Facebook – General
What memories are special for your characters and why? Are they shared memories with other family/tribe members or individual ones or both? Does your created world have special events where certain memories are officially recalled? Is the past a good place for your characters to visit or do they block out all memories to avoid inflicting more pain on themselves?
This post came about because I was showing some lovely photos of my maternal grandparents’ wedding (set in the grounds of Chiswick House) to other members of my family today. I only came across these photos after I cleared out my late parents’ house. My only regret is had I known of their existence before, I would have quizzed my mother in particular over one photo where she and her younger sister were bridesmaids. There were people in this photo I didn’t know and the family and I took intelligent guesses at who they were.
I guess this shows the importance of maintaining memories and cherishing what is vital from the past, your past. So how do your characters do that?
When you read a book outside of the genre you write in, what are you looking for?
I’m looking for a world I can identify with (though almost inevitably I wouldn’t want to live there!) and characters whose motivations I understand (and usually sympathise with).
I like a fast pace to the story and other background information to help me make sense of the setting. I also want there to be gaps that I have to fill in with my imagination. I want the dialogue to hook me so that I have to read on and not notice the “he said/she said” tags. Well written dialogue does make me skip over these tags as if they weren’t there.
And when I’ve finished the story, I want to feel as if not one word could be added. I also want to regret coming to the end of the story because I enjoyed it so much.
And the challenge here is to write this way myself so hopefully people will feel the same way about MY stories!
I have collections by several of my favourite authors on my shelves – Agatha Christie, P.G. Wodehouse, Terry Pratchett to name a few. Love all that they wrote. Tremendously difficult to pick a favourite book by any of them.

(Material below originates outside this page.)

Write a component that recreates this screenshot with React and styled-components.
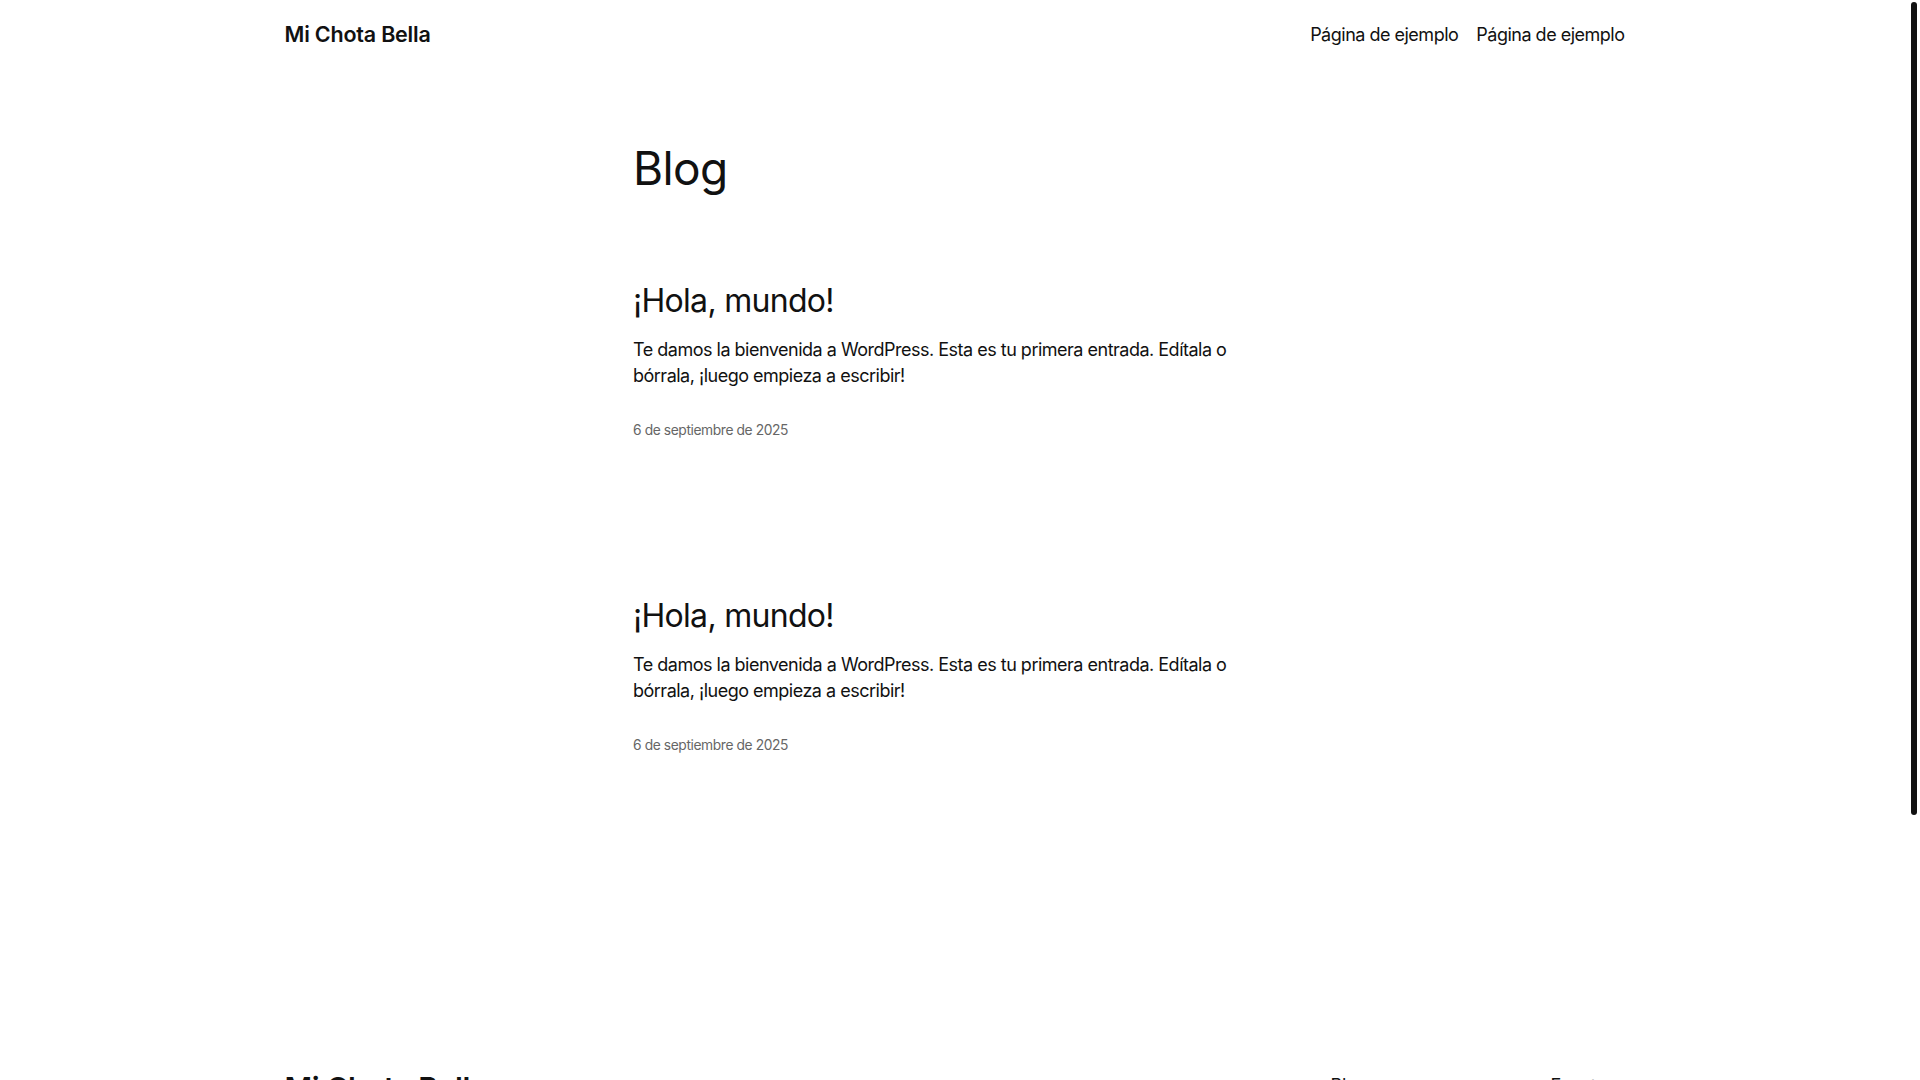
import styled, { createGlobalStyle } from "styled-components";

const GlobalStyle = createGlobalStyle`
  html, body {
    margin: 0;
    padding: 0;
    background: #ffffff;
  }
  body {
    font-family: Inter, "Noto Sans", "Liberation Sans", sans-serif;
    color: #111111;
    -webkit-font-smoothing: antialiased;
  }
`;

// the browser scrollbar of the reference: track reserved on the right, dark thumb over it
const Page = styled.div`
  min-height: 1436px;
  padding-right: 11px;
`;

const ScrollThumb = styled.div`
  position: fixed;
  top: 2px;
  right: 3px;
  width: 6px;
  height: 813px;
  border-radius: 3px;
  background: #111111;
`;

const Wide = styled.div`
  width: 1340px;
  margin: 0 auto;
`;

const Header = styled(Wide)`
  height: 68px;
  display: flex;
  align-items: center;
  justify-content: space-between;
`;

const SiteTitle = styled.a`
  font-size: 21.5px;
  font-weight: 600;
  letter-spacing: -0.2px;
  color: #111;
  text-decoration: none;
`;

const Nav = styled.nav`
  display: flex;
  gap: 18px;
`;

const NavLink = styled.a`
  font-size: 18px;
  font-weight: 400;
  letter-spacing: -0.5px;
  color: #111;
  text-decoration: none;
`;

const Main = styled.main`
  width: 643px;
  margin: 0 auto;
  padding-top: 75px;
`;

const PageTitle = styled.h1`
  margin: 0;
  font-size: 46px;
  line-height: 50px;
  font-weight: 400;
  letter-spacing: -0.6px;
`;

const PostList = styled.div`
  display: flex;
  flex-direction: column;
  gap: 158px;
  padding-top: 90px;
`;

const Post = styled.article`
  display: flex;
  flex-direction: column;
`;

const PostTitle = styled.h2`
  margin: 0;
  font-size: 32px;
  line-height: 36px;
  font-weight: 400;
  letter-spacing: -0.7px;
`;

const Excerpt = styled.p`
  margin: 18px 0 0;
  font-size: 18px;
  line-height: 26px;
  letter-spacing: -0.5px;
`;

const PostDate = styled.time`
  margin-top: 31px;
  font-size: 13.8px;
  line-height: 20px;
  letter-spacing: -0.4px;
  color: #666;
`;

const Footer = styled(Wide)`
  padding: 313px 0 120px;
  display: flex;
  align-items: flex-start;
`;

const FooterTitle = styled.a`
  flex: 1;
  font-size: 30px;
  line-height: 40px;
  font-weight: 600;
  letter-spacing: -0.4px;
  color: #111;
  text-decoration: none;
`;

const FooterCols = styled.div`
  display: flex;
  margin-top: 6px;
`;

const FooterCol = styled.ul`
  list-style: none;
  margin: 0;
  padding: 0;
  width: ${(p) => p.$w}px;
  display: flex;
  flex-direction: column;
  gap: 14px;
`;

const FooterLink = styled.li`
  font-size: 18px;
  line-height: 24px;
  letter-spacing: -0.4px;
`;

const posts = [
  { id: 1, date: "2025-09-06" },
  { id: 2, date: "2025-09-06" },
];

export default function App() {
  return (
    <>
      <GlobalStyle />
      <Page>
        <Header as="header">
          <SiteTitle href="#">Mi Chota Bella</SiteTitle>
          <Nav>
            <NavLink href="#">Página de ejemplo</NavLink>
            <NavLink href="#">Página de ejemplo</NavLink>
          </Nav>
        </Header>
        <Main>
          <PageTitle>Blog</PageTitle>
          <PostList>
            {posts.map((p) => (
              <Post key={p.id}>
                <PostTitle>¡Hola, mundo!</PostTitle>
                <Excerpt>
                  Te damos la bienvenida a WordPress. Esta es tu primera entrada. Edítala o
                  bórrala, ¡luego empieza a escribir!
                </Excerpt>
                <PostDate dateTime={p.date}>6 de septiembre de 2025</PostDate>
              </Post>
            ))}
          </PostList>
        </Main>
        <Footer as="footer">
          <FooterTitle href="#">Mi Chota Bella</FooterTitle>
          <FooterCols>
            <FooterCol $w={220}>
              <FooterLink>Blog</FooterLink>
              <FooterLink>Acerca de</FooterLink>
              <FooterLink>Preguntas frecuentes</FooterLink>
              <FooterLink>Autores</FooterLink>
            </FooterCol>
            <FooterCol $w={74}>
              <FooterLink>Eventos</FooterLink>
              <FooterLink>Tienda</FooterLink>
              <FooterLink>Patrones</FooterLink>
              <FooterLink>Temas</FooterLink>
            </FooterCol>
          </FooterCols>
        </Footer>
      </Page>
      <ScrollThumb />
    </>
  );
}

What I especially adore though is when they take their major characters and put them into situations they would never have anticipated encountering. For example, Murder on the Orient Express gives Poirot a moral dilemma (and I won’t say more than that – no spoilers here). It’s not the kind of moral dilemma he would have anticipated facing. And it is how he handles that which, for me, makes this story fascinating. (The TV version with David Suchet is particularly good on this aspect).
So can you take the usual situations your lead characters would reasonably expect to face and subvert them? That what has worked for your lead characters before cannot possibly work in this new situation so they are forced to come out of their comfort zone and “go for broke” because they have to solve this new condundrum, no matter what?

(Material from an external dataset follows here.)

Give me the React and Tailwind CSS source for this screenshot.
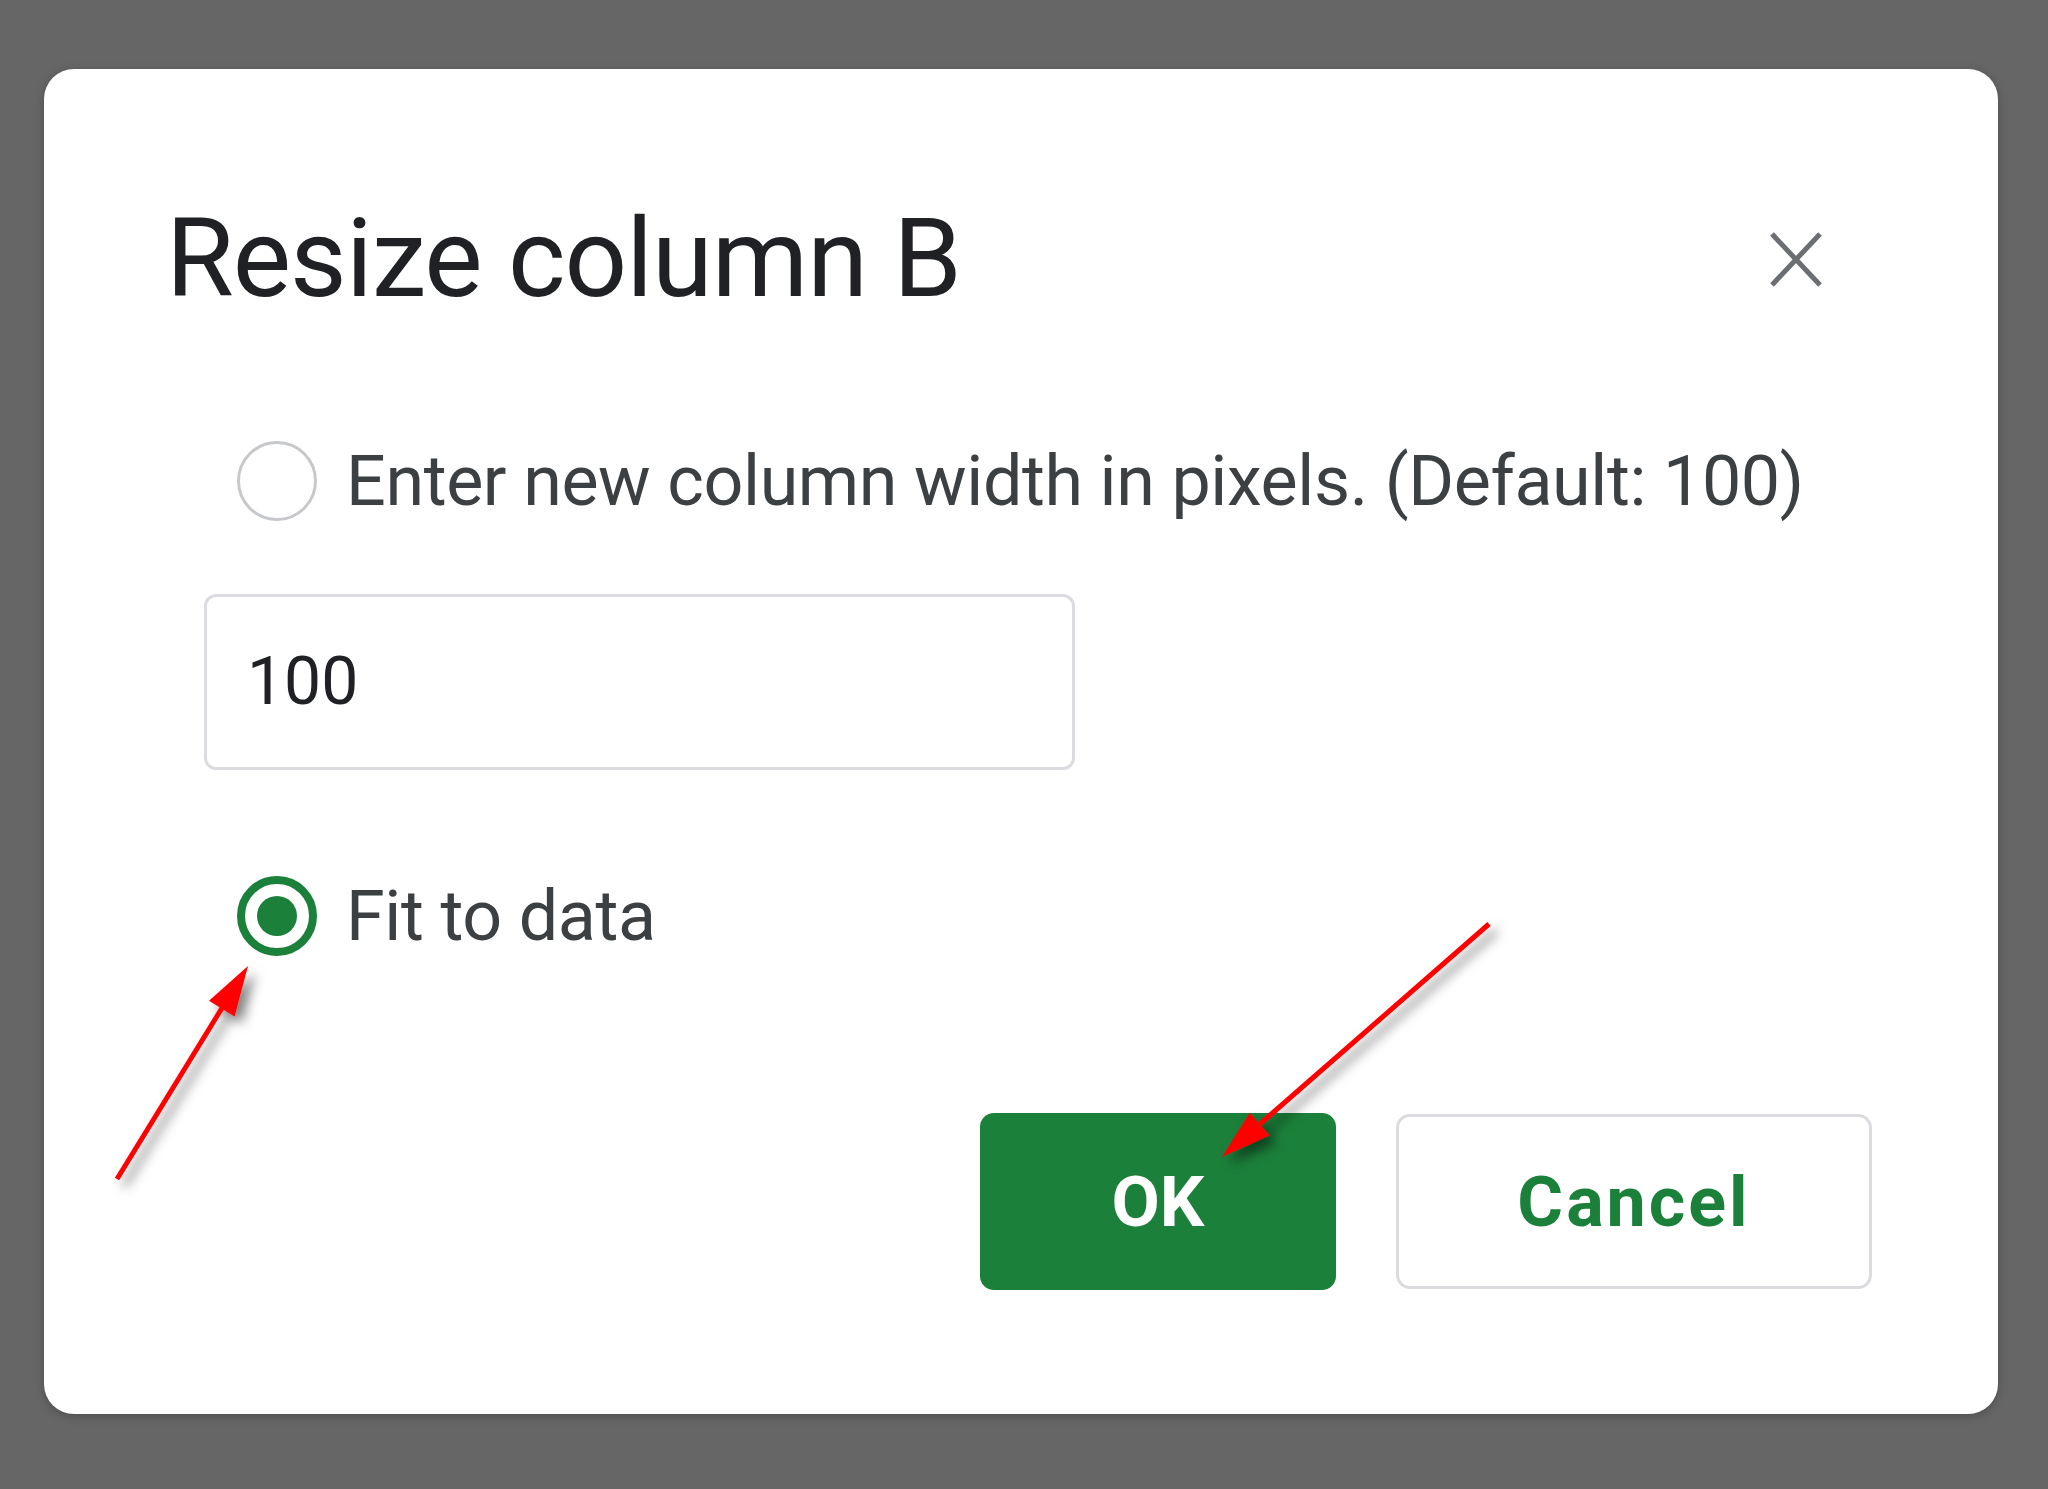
import React from "react";

function Arrows() {
  return (
    <svg
      className="absolute left-0 top-0 pointer-events-none"
      width="2048"
      height="1489"
      viewBox="0 0 2048 1489"
    >
      <defs>
        <filter id="sh" x="-20%" y="-20%" width="140%" height="140%">
          <feDropShadow dx="7" dy="7" stdDeviation="6" floodColor="#000" floodOpacity="0.5" />
        </filter>
      </defs>
      <g filter="url(#sh)">
        <line x1="117" y1="1179" x2="222" y2="1008" stroke="#ff0000" strokeWidth="5" />
        <polygon points="248,966 234.6,1016.5 209,1000.7" fill="#ff0000" />
        <line x1="1489" y1="924" x2="1260" y2="1124" stroke="#ff0000" strokeWidth="5" />
        <polygon points="1222,1157 1249.8,1112.8 1269.6,1135.4" fill="#ff0000" />
      </g>
    </svg>
  );
}

export default function App() {
  return (
    <div
      className="relative w-[2048px] h-[1489px] bg-[#666666] pt-[69px] pl-[44px] overflow-hidden"
      style={{ fontFamily: "Roboto, 'Liberation Sans', sans-serif" }}
    >
      <div className="w-[1954px] h-[1345px] bg-white rounded-[30px] flex flex-col pt-[135px] shadow-[0_2px_10px_rgba(0,0,0,0.25)]">
        {/* Title row */}
        <div className="h-[110px] pl-[122px] pr-[175px] flex items-center justify-between">
          <div className="text-[110px] leading-[110px] text-[#202124] tracking-[-1px]">
            Resize column B
          </div>
          <svg width="54" height="57" viewBox="0 0 54 57">
            <line x1="3" y1="3" x2="51" y2="54" stroke="#6b6e72" strokeWidth="5" />
            <line x1="51" y1="3" x2="3" y2="54" stroke="#6b6e72" strokeWidth="5" />
          </svg>
        </div>

        {/* Option 1 */}
        <div className="mt-[127px] h-[80px] pl-[193px] flex items-center gap-[29px]">
          <div className="w-[80px] h-[80px] rounded-full border-[3px] border-[#c6c8cc] bg-white shrink-0" />
          <div className="text-[70px] leading-[80px] text-[#3c4043] whitespace-nowrap tracking-[-0.4px]">
            Enter new column width in pixels. (Default: 100)
          </div>
        </div>

        {/* Input */}
        <div className="mt-[73px] ml-[160px] w-[871px] h-[176px] border-[3px] border-[#dadce0] rounded-[12px] flex items-center pl-[40px]">
          <span className="text-[66px] leading-[80px] text-[#202124]">100</span>
        </div>

        {/* Option 2 */}
        <div className="mt-[106px] h-[80px] pl-[193px] flex items-center gap-[29px]">
          <div className="w-[80px] h-[80px] rounded-full border-[8px] border-[#1b803a] bg-white shrink-0 flex items-center justify-center">
            <div className="w-[40px] h-[40px] rounded-full bg-[#1b803a]" />
          </div>
          <div className="text-[70px] leading-[80px] text-[#3c4043] whitespace-nowrap tracking-[-0.4px]">
            Fit to data
          </div>
        </div>

        {/* Buttons */}
        <div className="mt-[157px] flex justify-end items-center gap-[60px] pr-[126px]">
          <div className="w-[356px] h-[177px] rounded-[14px] bg-[#1b803a] flex items-center justify-center">
            <span className="text-[70px] font-bold text-white leading-none">OK</span>
          </div>
          <div className="w-[476px] h-[175px] rounded-[14px] border-[3px] border-[#dadce0] bg-white flex items-center justify-center">
            <span className="text-[70px] font-bold text-[#1b803a] leading-none tracking-[3px]">Cancel</span>
          </div>
        </div>
      </div>
      <Arrows />
    </div>
  );
}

One thing is for sure: do this and there will be no lack of drama/conflict in your story!
Facebook – From Light to Dark and Back Again
One of the biggest issues facing writers is getting their book out there and, once that has been achieved, how to market it without annoying everyone! One simple thing is just to let people know where it can be found and leave it at that. So taking my own advice then…!
I’m glad to say FLTDBA is available via the Book Depository.
I was enjoying an old Doctor Who episode earlier this evening when Catherine Tate came in as companion, Donna Noble, to David Tennant’s Doctor. Great episode. What I liked about the character of Donna was her feistiness, her abilty to think on her feet, and the fact she wasn’t letting the Doctor get away with ANYTHING. Her character claimed that the Doctor needed someone to stop him sometimes. I think it’s a fair assessment too.
But this highlighted for me the fact well written characters shine through whatever story they’re in and make themselves and the tale memorable. Something to always aspire to when writing my own characters I think.
The joy of coming up with one line stories is you can either leave them like that and perhaps enter them into 25-word flash fiction competitions OR you can expand them.
From there of course, you can either have a longer flash fiction story or go to 1500-2000 words (standard short story competition word count). I think if you were to go much beyond that, you would be changing your initial idea as you would need more characters, at least one decent subplot and so on for the story to be able to “stand up” over that greater “distance” and still make sense.
I don’t revisit my one-liners that often but it did occur to me perhaps I should do so more regularly! A case of double whammy for the writer here I think!